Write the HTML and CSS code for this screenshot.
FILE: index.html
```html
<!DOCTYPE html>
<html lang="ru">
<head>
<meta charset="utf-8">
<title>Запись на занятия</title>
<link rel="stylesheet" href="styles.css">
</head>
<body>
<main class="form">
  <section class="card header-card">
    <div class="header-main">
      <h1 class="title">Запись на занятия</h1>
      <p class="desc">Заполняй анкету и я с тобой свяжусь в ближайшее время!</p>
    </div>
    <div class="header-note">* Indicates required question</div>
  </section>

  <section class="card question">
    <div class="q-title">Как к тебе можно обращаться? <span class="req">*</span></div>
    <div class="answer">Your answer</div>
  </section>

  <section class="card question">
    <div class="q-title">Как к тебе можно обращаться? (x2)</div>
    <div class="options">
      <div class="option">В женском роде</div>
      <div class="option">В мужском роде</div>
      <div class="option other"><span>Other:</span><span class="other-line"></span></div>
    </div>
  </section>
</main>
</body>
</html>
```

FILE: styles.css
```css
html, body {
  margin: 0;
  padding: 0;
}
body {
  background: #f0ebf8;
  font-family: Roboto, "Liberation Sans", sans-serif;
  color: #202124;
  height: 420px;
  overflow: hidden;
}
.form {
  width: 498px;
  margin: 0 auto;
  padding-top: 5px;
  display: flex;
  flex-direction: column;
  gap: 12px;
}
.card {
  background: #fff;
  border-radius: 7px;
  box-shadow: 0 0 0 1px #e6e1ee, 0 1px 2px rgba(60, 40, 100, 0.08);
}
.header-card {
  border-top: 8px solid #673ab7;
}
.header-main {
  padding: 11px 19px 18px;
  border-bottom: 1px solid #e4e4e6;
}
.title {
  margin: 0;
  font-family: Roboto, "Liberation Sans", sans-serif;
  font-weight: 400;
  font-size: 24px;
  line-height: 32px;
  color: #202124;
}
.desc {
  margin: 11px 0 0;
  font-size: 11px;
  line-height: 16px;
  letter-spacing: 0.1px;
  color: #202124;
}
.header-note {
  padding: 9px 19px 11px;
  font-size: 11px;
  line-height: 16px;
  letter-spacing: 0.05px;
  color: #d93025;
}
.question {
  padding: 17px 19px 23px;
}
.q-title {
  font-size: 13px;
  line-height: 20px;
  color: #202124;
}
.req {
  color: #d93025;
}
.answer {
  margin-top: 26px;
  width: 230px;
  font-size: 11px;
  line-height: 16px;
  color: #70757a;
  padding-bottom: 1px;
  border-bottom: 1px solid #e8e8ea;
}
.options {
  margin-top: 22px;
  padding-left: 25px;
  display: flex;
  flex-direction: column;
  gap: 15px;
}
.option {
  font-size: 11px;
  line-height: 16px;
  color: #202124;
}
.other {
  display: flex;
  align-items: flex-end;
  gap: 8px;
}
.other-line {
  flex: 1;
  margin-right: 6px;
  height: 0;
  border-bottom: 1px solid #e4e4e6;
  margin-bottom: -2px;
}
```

■ ■ ■ ■ ■

◆ Written request
Restate the data above word for word.

◆ Expected output
Write the HTML and CSS code for this screenshot.
FILE: index.html
```html
<!DOCTYPE html>
<html lang="ru">
<head>
<meta charset="utf-8">
<title>Запись на занятия</title>
<link rel="stylesheet" href="styles.css">
</head>
<body>
<main class="form">
  <section class="card header-card">
    <div class="header-main">
      <h1 class="title">Запись на занятия</h1>
      <p class="desc">Заполняй анкету и я с тобой свяжусь в ближайшее время!</p>
    </div>
    <div class="header-note">* Indicates required question</div>
  </section>

  <section class="card question">
    <div class="q-title">Как к тебе можно обращаться? <span class="req">*</span></div>
    <div class="answer">Your answer</div>
  </section>

  <section class="card question">
    <div class="q-title">Как к тебе можно обращаться? (x2)</div>
    <div class="options">
      <div class="option">В женском роде</div>
      <div class="option">В мужском роде</div>
      <div class="option other"><span>Other:</span><span class="other-line"></span></div>
    </div>
  </section>
</main>
</body>
</html>
```

FILE: styles.css
```css
html, body {
  margin: 0;
  padding: 0;
}
body {
  background: #f0ebf8;
  font-family: Roboto, "Liberation Sans", sans-serif;
  color: #202124;
  height: 420px;
  overflow: hidden;
}
.form {
  width: 498px;
  margin: 0 auto;
  padding-top: 5px;
  display: flex;
  flex-direction: column;
  gap: 12px;
}
.card {
  background: #fff;
  border-radius: 7px;
  box-shadow: 0 0 0 1px #e6e1ee, 0 1px 2px rgba(60, 40, 100, 0.08);
}
.header-card {
  border-top: 8px solid #673ab7;
}
.header-main {
  padding: 11px 19px 18px;
  border-bottom: 1px solid #e4e4e6;
}
.title {
  margin: 0;
  font-family: Roboto, "Liberation Sans", sans-serif;
  font-weight: 400;
  font-size: 24px;
  line-height: 32px;
  color: #202124;
}
.desc {
  margin: 11px 0 0;
  font-size: 11px;
  line-height: 16px;
  letter-spacing: 0.1px;
  color: #202124;
}
.header-note {
  padding: 9px 19px 11px;
  font-size: 11px;
  line-height: 16px;
  letter-spacing: 0.05px;
  color: #d93025;
}
.question {
  padding: 17px 19px 23px;
}
.q-title {
  font-size: 13px;
  line-height: 20px;
  color: #202124;
}
.req {
  color: #d93025;
}
.answer {
  margin-top: 26px;
  width: 230px;
  font-size: 11px;
  line-height: 16px;
  color: #70757a;
  padding-bottom: 1px;
  border-bottom: 1px solid #e8e8ea;
}
.options {
  margin-top: 22px;
  padding-left: 25px;
  display: flex;
  flex-direction: column;
  gap: 15px;
}
.option {
  font-size: 11px;
  line-height: 16px;
  color: #202124;
}
.other {
  display: flex;
  align-items: flex-end;
  gap: 8px;
}
.other-line {
  flex: 1;
  margin-right: 6px;
  height: 0;
  border-bottom: 1px solid #e4e4e6;
  margin-bottom: -2px;
}
```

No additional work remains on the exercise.